Это было заметно уже на лентах похоронных венков. "Белому ландышу"… "Сломанной лилии"… Словно это списывалось с карточек популярной на мещанских журфиксах игры "Флирт цветов"!
А дальше открылись хляби газетные… Используя законное сопоставление Комиссаржевской и Чехова, газеты без конца называли Чехова "певцом серых будней", Комиссаржевскую - "раненой чайкой". На все лады варьировались определения их обоих как жрецов безвольной покорности и надрывной тоски. Но ведь Чехов никогда не был "певцом серых будней", - он ненавидел серятину и будни, он мечтал о "здоровой буре", о прекрасной жизни, он предсказывал их! И Комиссаржевская тоже никогда не играла затасканный цыганский романс о раненой чайке, которая "трепеща, умерла в камышах". Она создала образ русской чайки, русской девушки, сквозь личное горе прорывающейся к своему призванию. Комиссаржевская никогда не была выразительницей бессилия и покорности. Она была гордая. Она была сильная. Она доказала это всей борьбой, огромную тяжесть которой она несла почти на всём своём актёрском пути, несла, как воин, как героический борец.
Если бы Комиссаржевская была покорная и смиренная, она осталась бы в Александринке дожидаться, - авось кто-нибудь умрёт, авось что-нибудь изменится.

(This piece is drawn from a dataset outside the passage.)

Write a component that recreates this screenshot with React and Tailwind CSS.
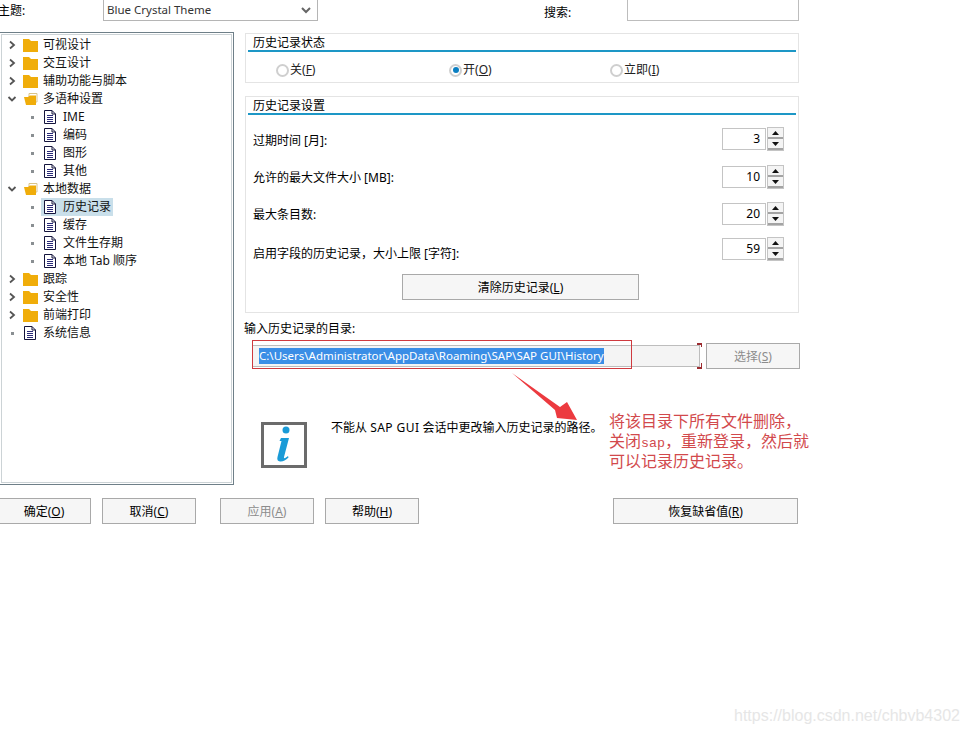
import React from 'react';

const FONT = { fontFamily: '"Noto Sans", "Noto Sans CJK SC", sans-serif' };

const tree = [
  { label: '可视设计', kind: 'closed' },
  { label: '交互设计', kind: 'closed' },
  { label: '辅助功能与脚本', kind: 'closed' },
  { label: '多语种设置', kind: 'open' },
  { label: 'IME', kind: 'child' },
  { label: '编码', kind: 'child' },
  { label: '图形', kind: 'child' },
  { label: '其他', kind: 'child' },
  { label: '本地数据', kind: 'open' },
  { label: '历史记录', kind: 'child', selected: true },
  { label: '缓存', kind: 'child' },
  { label: '文件生存期', kind: 'child' },
  { label: '本地 Tab 顺序', kind: 'child' },
  { label: '跟踪', kind: 'closed' },
  { label: '安全性', kind: 'closed' },
  { label: '前端打印', kind: 'closed' },
  { label: '系统信息', kind: 'leaf' },
];

const spinners = [
  { label: '过期时间 [月]:', value: 3, mt: 'mt-[13px]', lt: 'pt-[3px]' },
  { label: '允许的最大文件大小 [MB]:', value: 10, mt: 'mt-[16px]', lt: 'pt-[2px]' },
  { label: '最大条目数:', value: 20, mt: 'mt-[15px]', lt: 'pt-[2px]' },
  { label: '启用字段的历史记录，大小上限 [字符]:', value: 59, mt: 'mt-[13px]', lt: 'pt-[9px]' },
];

const Chevron = ({ open }) => (
  <svg width="10" height="10" viewBox="0 0 10 10" className="shrink-0">
    <path
      d={open ? 'M1.5 3 L5 6.5 L8.5 3' : 'M3 1.5 L7 5 L3 8.5'}
      fill="none"
      stroke="#555"
      strokeWidth="1.8"
    />
  </svg>
);

const Folder = ({ open }) => (
  <svg width="15" height="13" viewBox="0 0 15 13" className="shrink-0 block">
    {open ? (
      <>
        <path d="M6 0.5 H14 V9 H6 Z" fill="#fff" stroke="#d9c48a" strokeWidth="1" />
        <path d="M1 4 H5 L7 2.5 H13 V12 H3 Z" fill="#f0ad0a" />
      </>
    ) : (
      <path d="M0 0 H6 L8 2 H15 V13 H0 Z" fill="#f0ad0a" />
    )}
  </svg>
);

const Doc = () => (
  <svg width="12" height="14" viewBox="0 0 12 14" className="shrink-0">
    <path d="M0.5 0.5 H8 L11.5 4 V13.5 H0.5 Z" fill="#fff" stroke="#14143c" strokeWidth="1" />
    <path d="M8 0.5 V4 H11.5" fill="none" stroke="#14143c" strokeWidth="1" />
    <path d="M3 5.5 H9 M3 7.5 H9 M3 9.5 H9 M3 11.5 H9" stroke="#2a2a78" strokeWidth="1" />
  </svg>
);

const Dot = () => <span className="w-[3px] h-[3px] bg-[#8a8f92] shrink-0" />;

const TreeRow = ({ item }) => {
  if (item.kind === 'child') {
    return (
      <div className="flex items-center h-[18px] pl-[29px]">
        <Dot />
        <div
          className={`flex items-center h-[18px] ml-[7px] pl-[3px] pr-[2px] ${item.selected ? 'bg-[#c9dfea]' : ''}`}
        >
          <Doc />
          <span className="ml-[7px] whitespace-nowrap">{item.label}</span>
        </div>
      </div>
    );
  }
  if (item.kind === 'leaf') {
    return (
      <div className="flex items-center h-[18px] pl-[9px]">
        <Dot />
        <div className="flex items-center ml-[10px]">
          <Doc />
          <span className="ml-[7px] whitespace-nowrap">{item.label}</span>
        </div>
      </div>
    );
  }
  return (
    <div className="flex items-center h-[18px] pl-[5px]">
      <Chevron open={item.kind === 'open'} />
      <span className="ml-[6px]">
        <Folder open={item.kind === 'open'} />
      </span>
      <span className="ml-[5px] whitespace-nowrap">{item.label}</span>
    </div>
  );
};

const GroupTitle = ({ children }) => (
  <div className="mx-[2px] border-b-2 border-[#1d97c6] h-[18px] pl-[5px] leading-[17px] text-[12px] text-black">
    {children}
  </div>
);

const Radio = ({ checked, label, hot, className }) => (
  <div className={`flex items-center ${className}`}>
    <span className="w-[13px] h-[13px] rounded-full border-2 border-[#cfcfcf] bg-white flex items-center justify-center">
      {checked && <span className="w-[6px] h-[6px] rounded-full bg-[#0a7fc2]" />}
    </span>
    <span className="ml-[1px] whitespace-nowrap">
      {label}(<u>{hot}</u>)
    </span>
  </div>
);

const SpinButton = ({ up }) => (
  <div className="h-[11px] bg-[#f4f4f4] flex items-center justify-center border-b-2 border-[#a3a3a3]">
    <svg width="7" height="4" viewBox="0 0 7 4">
      <path d={up ? 'M3.5 0 L7 4 H0 Z' : 'M0 0 H7 L3.5 4 Z'} fill="#111" />
    </svg>
  </div>
);

const Spinner = ({ label, value, mt, lt }) => (
  <div className={`flex items-center justify-between h-[22px] pl-[7px] pr-[14px] ${mt}`}>
    <span className={`whitespace-nowrap ${lt}`}>{label}</span>
    <div className="flex items-center">
      <div className="w-[44px] h-[22px] border border-[#c4c4c4] text-right pr-[5px] leading-[20px]">
        {value}
      </div>
      <div className="w-[17px] ml-[1px] border border-[#c4c4c4]">
        <SpinButton up />
        <SpinButton />
      </div>
    </div>
  </div>
);

const Btn = ({ children, disabled, className }) => (
  <div
    className={`h-[26px] pt-[1px] flex items-center justify-center border border-[#a9a9a9] bg-[#f6f6f6] ${disabled ? 'text-[#8c8c8c]' : 'text-black'} ${className}`}
  >
    {children}
  </div>
);

export default function App() {
  return (
    <div
      className="relative w-[967px] h-[734px] overflow-hidden bg-white text-[12px] text-black"
      style={FONT}
    >
      {/* Top row */}
      <div className="flex h-[21px]">
        <span className="-ml-[2px] w-[105px] mt-[3px] leading-[16px] whitespace-nowrap">主题:</span>
        <div className="w-[215px] h-[21px] border-r border-b border-l border-[#b5b5b5] flex items-center justify-between pl-[3px] pr-[6px] text-[#333]">
          <span className="text-[11.5px]">Blue Crystal Theme</span>
          <svg width="10" height="7" viewBox="0 0 10 7">
            <path d="M1 1 L5 5 L9 1" fill="none" stroke="#666" strokeWidth="2" />
          </svg>
        </div>
        <span className="ml-[226px] w-[83px] mt-[5px] leading-[16px]">搜索:</span>
        <div className="w-[172px] h-[21px] border-r border-b border-l border-[#bdbdbd]" />
      </div>

      <div className="flex mt-[11px]">
        {/* Tree */}
        <div className="-ml-[1px] w-[235px] h-[453px] border border-[#6e7f88] p-[1px]">
          <div className="h-full border border-[#ccd3d6] pt-[1px] text-[#111]">
            {tree.map((item) => (
              <TreeRow key={item.label} item={item} />
            ))}
          </div>
        </div>

        {/* Right column */}
        <div className="ml-[11px] w-[555px] mt-[1px]">
          <div className="h-[50px] w-[554px] border border-[#e4e4e4]">
            <GroupTitle>历史记录状态</GroupTitle>
            <div className="flex mt-[9px] text-[#222]">
              <Radio label="关" hot="F" className="ml-[30px] w-[173px]" />
              <Radio checked label="开" hot="O" className="w-[161px]" />
              <Radio label="立即" hot="I" />
            </div>
          </div>

          <div className="h-[217px] w-[554px] mt-[13px] border border-[#e4e4e4]">
            <GroupTitle>历史记录设置</GroupTitle>
            {spinners.map((s) => (
              <Spinner key={s.label} {...s} />
            ))}
            <Btn className="w-[237px] ml-[156px] mt-[14px]">
              <span>
                清除历史记录(<u>L</u>)
              </span>
            </Btn>
          </div>

          <div className="mt-[8px] -ml-[1px] leading-[16px]">输入历史记录的目录:</div>

          <div className="flex items-center mt-[6px] ml-[7px]">
            <div className="w-[448px] h-[22px] border border-[#bdbdbd] bg-[#f4f4f4] flex items-center pl-[6px]">
              <span className="bg-[#3a8ee6] text-white text-[11.5px] leading-[16px] whitespace-nowrap">
                C:\Users\Administrator\AppData\Roaming\SAP\SAP GUI\History
              </span>
            </div>
            <Btn disabled className="w-[94px] ml-[6px]">
              <span>
                选择(<u>S</u>)
              </span>
            </Btn>
          </div>

          <div className="flex mt-[53px] ml-[16px]">
            <div className="w-[46px] h-[46px] border-[3px] border-[#6b6b6b] flex items-center justify-center shrink-0">
              <svg width="22" height="38" viewBox="0 0 22 38">
                <circle cx="13" cy="4" r="3.5" fill="#1a9bd7" />
                <path
                  d="M8 12 H16 L11 31 Q10.5 33 13 31.5 L15 30 L15.5 31.5 Q11 36 7 35.5 Q3.5 35 4.5 31 L8.5 15 L6.5 15 Z"
                  fill="#1a9bd7"
                />
              </svg>
            </div>
            <span className="ml-[24px] -mt-[2px] leading-[16px] whitespace-nowrap">
              不能从 <span className="tracking-[0.45px]">SAP GUI</span> 会话中更改输入历史记录的路径。
            </span>
          </div>
        </div>
      </div>

      {/* Bottom buttons */}
      <div className="absolute left-0 top-[498px] flex">
        <Btn className="w-[94px] -ml-[3px]">
          <span>
            确定(<u>O</u>)
          </span>
        </Btn>
        <Btn className="w-[94px] ml-[11px]">
          <span>
            取消(<u>C</u>)
          </span>
        </Btn>
        <Btn disabled className="w-[94px] ml-[24px]">
          <span>
            应用(<u>A</u>)
          </span>
        </Btn>
        <Btn className="w-[94px] ml-[11px]">
          <span>
            帮助(<u>H</u>)
          </span>
        </Btn>
        <Btn className="w-[185px] ml-[194px]">
          <span>
            恢复缺省值(<u>R</u>)
          </span>
        </Btn>
      </div>

      {/* Red annotations laid over the dialog */}
      <div className="absolute left-[252px] top-[340px] w-[380px] h-[29px] border border-[#cf3a3f]" />
      <div className="absolute left-[697px] top-[343px] w-[5px] h-[2px] bg-[#9c2b30]" />
      <div className="absolute left-[701px] top-[343px] w-[1px] h-[4px] bg-[#9c2b30]" />
      <div className="absolute left-[697px] top-[367px] w-[5px] h-[2px] bg-[#9c2b30]" />
      <div className="absolute left-[701px] top-[363px] w-[1px] h-[5px] bg-[#9c2b30]" />
      <svg className="absolute left-[505px] top-[368px]" width="75" height="55" viewBox="0 0 75 55">
        <path d="M7 5 L55 39 L62 34 L72 52 L52 50 L50 42 Z" fill="#ec3a3f" />
      </svg>
      <div className="absolute left-[609px] top-[411px] text-[16px] text-[#d2494c] whitespace-nowrap">
        <div className="h-[20px] leading-[20px]">将该目录下所有文件删除，</div>
        <div className="h-[20px] leading-[20px]">
          关闭<span className="text-[13.33px]" style={{ fontFamily: '"Liberation Mono", monospace' }}>sap</span>，重新登录，然后就
        </div>
        <div className="h-[20px] leading-[20px]">可以记录历史记录。</div>
      </div>

      {/* Watermark */}
      <div
        className="absolute left-[734px] top-[707px] text-[16px] leading-[18px] text-[#e6e6e6] whitespace-nowrap"
        style={{ fontFamily: '"Liberation Sans", sans-serif' }}
      >
        https://blog.csdn.net/chbvb4302
      </div>
    </div>
  );
}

Если бы она была кроткая и терпеливая, она всю жизнь играла бы те роли, в которых её любил всякий зритель, она не искала бы других берегов, не восходила бы на неосвоенные вершины, не впадала бы при этом в такие ошибки, за которые приходится расплачиваться жизнью.

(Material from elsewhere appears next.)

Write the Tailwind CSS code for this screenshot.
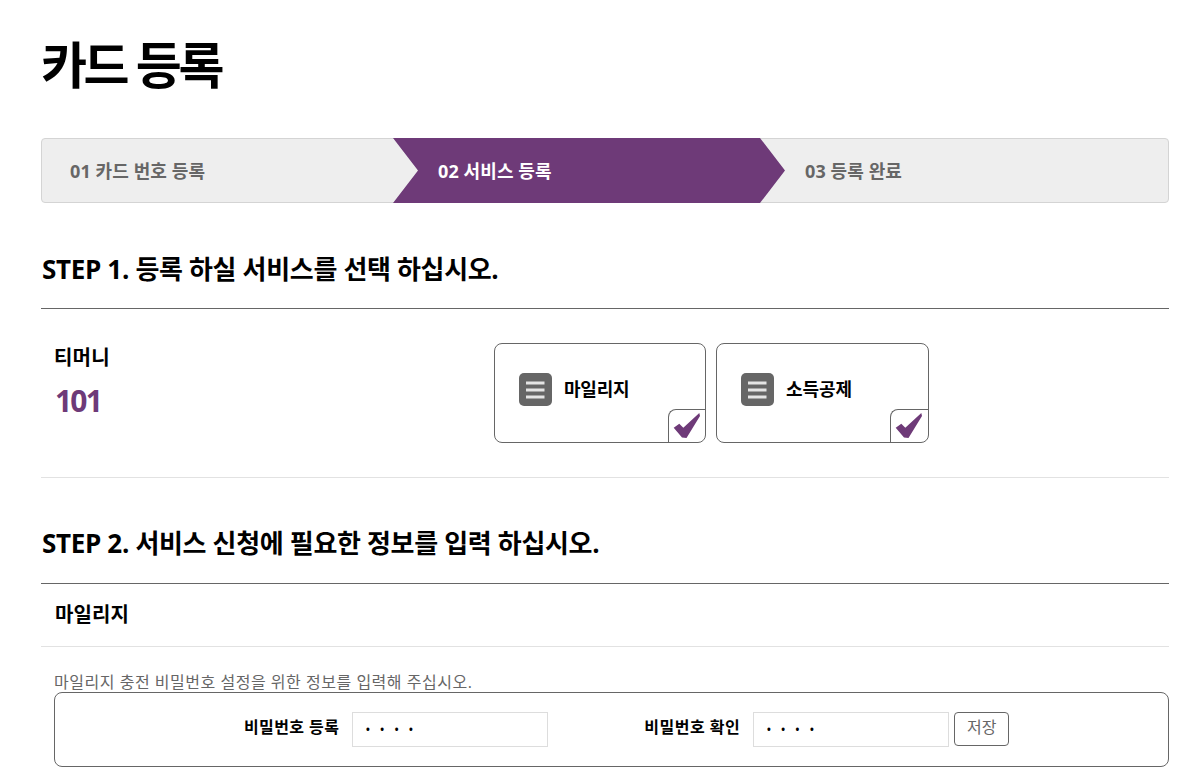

Нет, Вера Фёдоровна была, как горьковский Сокол, - она рвалась к солнцу искусства. Ошибаясь, взлетая и срываясь, она никогда не знала самоуспокоенности и застоя.
И за это - именно за это! - любила её молодёжь.
Всем близким людям, стремившимся оберечь её хрупкость, она часто говорила:
- Пустяки, ничего со мной не случится! Я знаю, что я никогда не умру!
Она сама не догадывалась о настоящем смысле этих слов. Из всех русских актрис, действовавших на нашей памяти, она имела самый короткий актёрский век - всего восемнадцать лет. Но человечностью своих созданий и глубоким трагизмом своей актёрской судьбы она вошла навсегда в благодарную память русского театра.
Провинциальный театр
Мои сознательные воспоминания о театре начинаются с 1892 года. Но я помню некоторые спектакли, виденные мною и до этого, в раннем детстве. Помню также многое из того, что привелось слышать, вырастая в семье, где все старшие любили театр, постоянно посещали его, наконец, по самой профессии своей бывали связаны с людьми театра. Ещё дедушка мой был постоянным театральным врачом в г. Каменец-Подольске. Должность театрального врача всегда и везде была бесплатная. Врач лечил заболевших актёров и присутствовал во время спектакля в зале на случай внезапной болезни кого-либо из исполнителей, или посылал вместо себя другого врача. За это врачу полагалось бесплатное место. Однако отношения дедушки с театром были сложнее, потому что дедушка искренно и действенно любил актёров. Труппы в Каменец-Подольске бывали чаще всего захудалые, посещался театр плохо. Актёры страдали от эксплуатации антрепренёров, от самовластия полицмейстера, зависели от вкусов зрителей, которые ходили в театр или не ходили. В последнем случае актёры со своими семьями голодали, должали квартирным хозяйкам, лавочникам, театральному буфетчику, а в конце сезона не имели средств на выезд из города. Дедушка не только лечил актёров, - он помогал им деньгами, хлопотами, связями среди местной интеллигенции, он устраивал сборы и подписки в пользу актёров, заболевших или впавших в нужду. Весь дефицитный театральный реквизит для спектаклей театр брал у дедушки, - скатерть, занавеску, диван, ковёр, буфет, сервиз, военный мундир или шинель (дедушка был военным врачом). Бывали вечера, когда чуть ли не половина обстановки и вещей из дедушкиной квартиры оказывалась унесённой в театр.